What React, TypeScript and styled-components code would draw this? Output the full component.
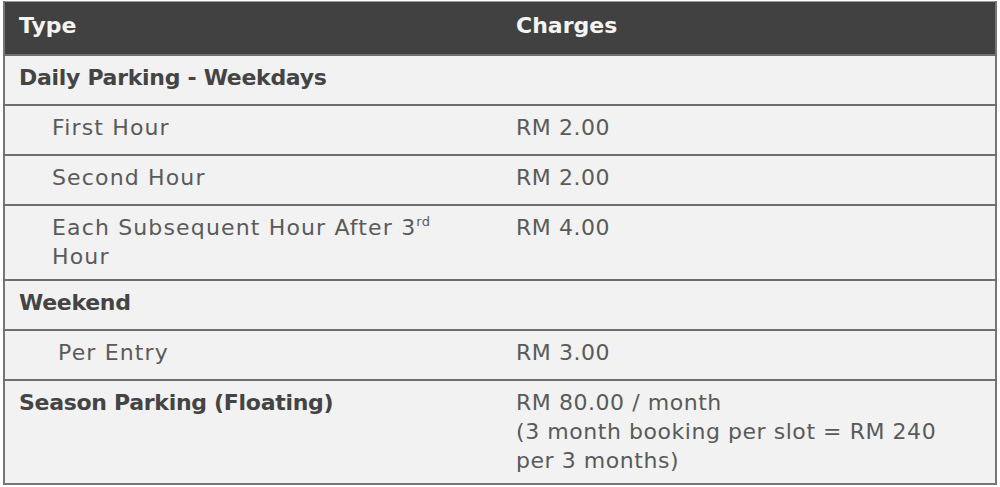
import styled, { createGlobalStyle } from "styled-components";

const GlobalStyle = createGlobalStyle`
  html, body {
    margin: 0;
    padding: 0;
    background: #ffffff;
  }
  body {
    font-family: "DejaVu Sans", "Liberation Sans", sans-serif;
  }
`;

type Line = {
  type: string;
  charge?: string[];
  kind: "section" | "item";
  indent?: number;
  sup?: { before: string; sup: string; after: string };
};

const rows: Line[] = [
  { type: "Daily Parking - Weekdays", kind: "section" },
  { type: "First Hour", kind: "item", charge: ["RM 2.00"] },
  { type: "Second Hour", kind: "item", charge: ["RM 2.00"] },
  {
    type: "",
    kind: "item",
    charge: ["RM 4.00"],
    sup: { before: "Each Subsequent Hour After 3", sup: "rd", after: "Hour" },
  },
  { type: "Weekend", kind: "section" },
  { type: "Per Entry", kind: "item", indent: 57, charge: ["RM 3.00"] },
  {
    type: "Season Parking (Floating)",
    kind: "section",
    charge: [
      "RM 80.00 / month",
      "(3 month booking per slot = RM 240",
      "per 3 months)",
    ],
  },
];

export default function App() {
  return (
    <>
      <GlobalStyle />
      <Page>
        <Table>
          <thead>
            <tr>
              <HeadCell $first>Type</HeadCell>
              <HeadCell>Charges</HeadCell>
            </tr>
          </thead>
          <tbody>
            {rows.map((row, i) => (
              <Row key={i}>
                <TypeCell $bold={row.kind === "section"} $indent={row.indent ?? (row.kind === "item" ? 51 : 18)}>
                  {row.sup ? (
                    <>
                      {row.sup.before}
                      <Sup>{row.sup.sup}</Sup>
                      <br />
                      {row.sup.after}
                    </>
                  ) : (
                    row.type
                  )}
                </TypeCell>
                <ChargeCell>
                  {row.charge?.map((c, j) => (
                    <div key={j}>{c}</div>
                  ))}
                </ChargeCell>
              </Row>
            ))}
          </tbody>
        </Table>
      </Page>
    </>
  );
}

const Page = styled.div`
  padding: 1px 3px 0 3px;
  width: 994px;
`;

const Table = styled.table`
  width: 994px;
  border-collapse: collapse;
  border: 2px solid #767676;
  border-top: 1px solid #9a9a9a;
  background: #f2f2f2;
  table-layout: fixed;
`;

const HeadCell = styled.th<{ $first?: boolean }>`
  width: ${(p) => (p.$first ? "498px" : "auto")};
  height: 53px;
  padding: 0 0 5px 14px;
  box-sizing: border-box;
  background: #414141;
  color: #f4f4f4;
  font-size: 22px;
  font-weight: 700;
  text-align: left;
  letter-spacing: 0;
  vertical-align: middle;
`;

const Row = styled.tr`
  border-top: 2px solid #6e6e6e;
`;

const TypeCell = styled.td<{ $bold: boolean; $indent: number }>`
  height: 50px;
  box-sizing: border-box;
  padding: 7px 10px 8px ${(p) => p.$indent - 4}px;
  vertical-align: top;
  font-size: 22px;
  line-height: 29px;
  letter-spacing: ${(p) => (p.$bold ? "-0.3px" : "1.15px")};
  font-weight: ${(p) => (p.$bold ? 700 : 400)};
  color: ${(p) => (p.$bold ? "#444444" : "#5a5a5a")};
`;

const ChargeCell = styled.td`
  box-sizing: border-box;
  padding: 7px 10px 8px 14px;
  vertical-align: top;
  font-size: 22px;
  line-height: 29px;
  letter-spacing: 0.55px;
  color: #5a5a5a;
`;

const Sup = styled.sup`
  font-size: 13px;
  line-height: 0;
  vertical-align: 9px;
  letter-spacing: 0.3px;
`;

* **Instructions to follow**
Quote all the lines above exactly as given. Do not include the pictures.

* **Exercise output**
What React, TypeScript and styled-components code would draw this? Output the full component.
import styled, { createGlobalStyle } from "styled-components";

const GlobalStyle = createGlobalStyle`
  html, body {
    margin: 0;
    padding: 0;
    background: #ffffff;
  }
  body {
    font-family: "DejaVu Sans", "Liberation Sans", sans-serif;
  }
`;

type Line = {
  type: string;
  charge?: string[];
  kind: "section" | "item";
  indent?: number;
  sup?: { before: string; sup: string; after: string };
};

const rows: Line[] = [
  { type: "Daily Parking - Weekdays", kind: "section" },
  { type: "First Hour", kind: "item", charge: ["RM 2.00"] },
  { type: "Second Hour", kind: "item", charge: ["RM 2.00"] },
  {
    type: "",
    kind: "item",
    charge: ["RM 4.00"],
    sup: { before: "Each Subsequent Hour After 3", sup: "rd", after: "Hour" },
  },
  { type: "Weekend", kind: "section" },
  { type: "Per Entry", kind: "item", indent: 57, charge: ["RM 3.00"] },
  {
    type: "Season Parking (Floating)",
    kind: "section",
    charge: [
      "RM 80.00 / month",
      "(3 month booking per slot = RM 240",
      "per 3 months)",
    ],
  },
];

export default function App() {
  return (
    <>
      <GlobalStyle />
      <Page>
        <Table>
          <thead>
            <tr>
              <HeadCell $first>Type</HeadCell>
              <HeadCell>Charges</HeadCell>
            </tr>
          </thead>
          <tbody>
            {rows.map((row, i) => (
              <Row key={i}>
                <TypeCell $bold={row.kind === "section"} $indent={row.indent ?? (row.kind === "item" ? 51 : 18)}>
                  {row.sup ? (
                    <>
                      {row.sup.before}
                      <Sup>{row.sup.sup}</Sup>
                      <br />
                      {row.sup.after}
                    </>
                  ) : (
                    row.type
                  )}
                </TypeCell>
                <ChargeCell>
                  {row.charge?.map((c, j) => (
                    <div key={j}>{c}</div>
                  ))}
                </ChargeCell>
              </Row>
            ))}
          </tbody>
        </Table>
      </Page>
    </>
  );
}

const Page = styled.div`
  padding: 1px 3px 0 3px;
  width: 994px;
`;

const Table = styled.table`
  width: 994px;
  border-collapse: collapse;
  border: 2px solid #767676;
  border-top: 1px solid #9a9a9a;
  background: #f2f2f2;
  table-layout: fixed;
`;

const HeadCell = styled.th<{ $first?: boolean }>`
  width: ${(p) => (p.$first ? "498px" : "auto")};
  height: 53px;
  padding: 0 0 5px 14px;
  box-sizing: border-box;
  background: #414141;
  color: #f4f4f4;
  font-size: 22px;
  font-weight: 700;
  text-align: left;
  letter-spacing: 0;
  vertical-align: middle;
`;

const Row = styled.tr`
  border-top: 2px solid #6e6e6e;
`;

const TypeCell = styled.td<{ $bold: boolean; $indent: number }>`
  height: 50px;
  box-sizing: border-box;
  padding: 7px 10px 8px ${(p) => p.$indent - 4}px;
  vertical-align: top;
  font-size: 22px;
  line-height: 29px;
  letter-spacing: ${(p) => (p.$bold ? "-0.3px" : "1.15px")};
  font-weight: ${(p) => (p.$bold ? 700 : 400)};
  color: ${(p) => (p.$bold ? "#444444" : "#5a5a5a")};
`;

const ChargeCell = styled.td`
  box-sizing: border-box;
  padding: 7px 10px 8px 14px;
  vertical-align: top;
  font-size: 22px;
  line-height: 29px;
  letter-spacing: 0.55px;
  color: #5a5a5a;
`;

const Sup = styled.sup`
  font-size: 13px;
  line-height: 0;
  vertical-align: 9px;
  letter-spacing: 0.3px;
`;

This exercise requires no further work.